Quoted debt investments are valued using quoted prices provided by third-party broker information where reliable or will be held at cost less fair value adjustments.


Unquoted investments

Unquoted investments are valued using one of the following methodologies:


- Discounted Cash Flow ('DCF')


- Limited Partnership share of fund net assets


- Sales basis: expected sales proceeds


- Cost less any fair value adjustments required


DCF

DCF is the primary basis for valuation. In using the DCF basis, fair value is estimated by deriving the present value of the investment using reasonable assumptions and estimation of expected future cash flows and the terminal value and date, and the appropriate risk-adjusted discount rate that quantifies the risk inherent to the investment. The discount rate will be estimated for each investment derived from the market risk-free rate, a risk-adjusted premium and information specific to the investment or market sector.

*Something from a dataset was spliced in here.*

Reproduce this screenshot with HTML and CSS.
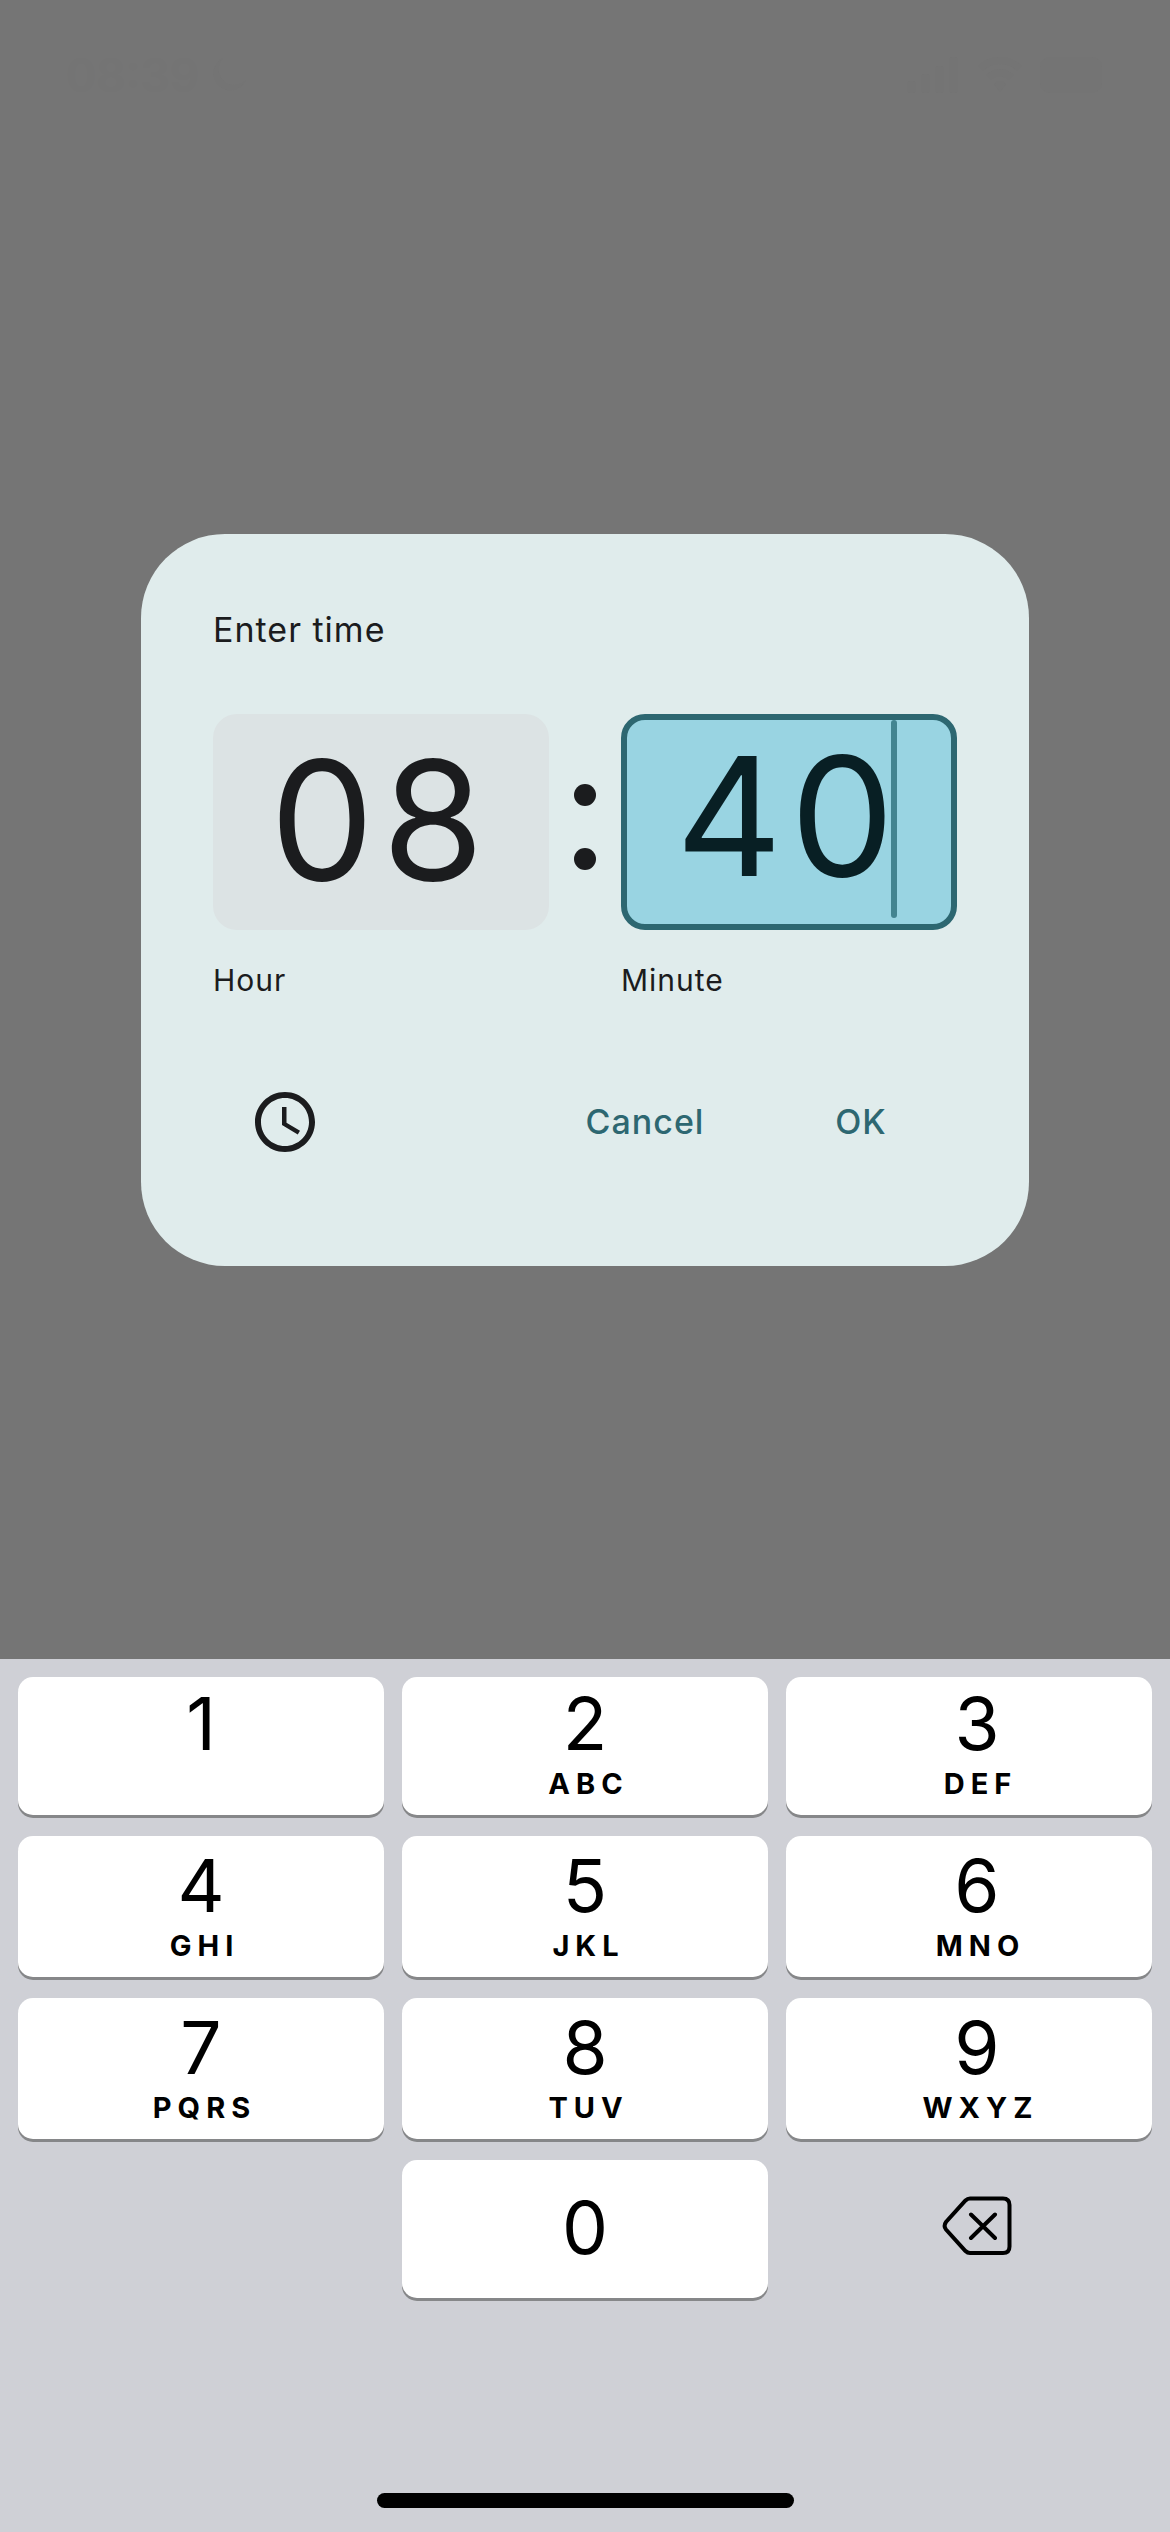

LP share of fund net assets

Where the Group has made investments into other infrastructure funds, the value of the investment will be derived from the Group's share of net assets of the fund based on the most recent reliable financial information available from the fund. Where the underlying investments within a fund are valued on a DCF basis, the discount rate applied may be adjusted by the Company to reflect its assessment of the most appropriate discount rate for the nature of assets held in the fund.


Sales basis

The expected sales proceeds methodology will be used in cases where offers have been received as part of an investment sales process. This may either support the value derived from another methodology or may be used as the valuation. A marketability discount is applied to the expected sale proceeds to derive the valuation where appropriate.


Cost less fair value adjustment

Any investment in a company that has failed or, in the view of the Board, is expected to fail within the next 12 months, has the equity shares valued at nil and the fixed income shares and loan instruments valued at the lower of cost and net recoverable amount.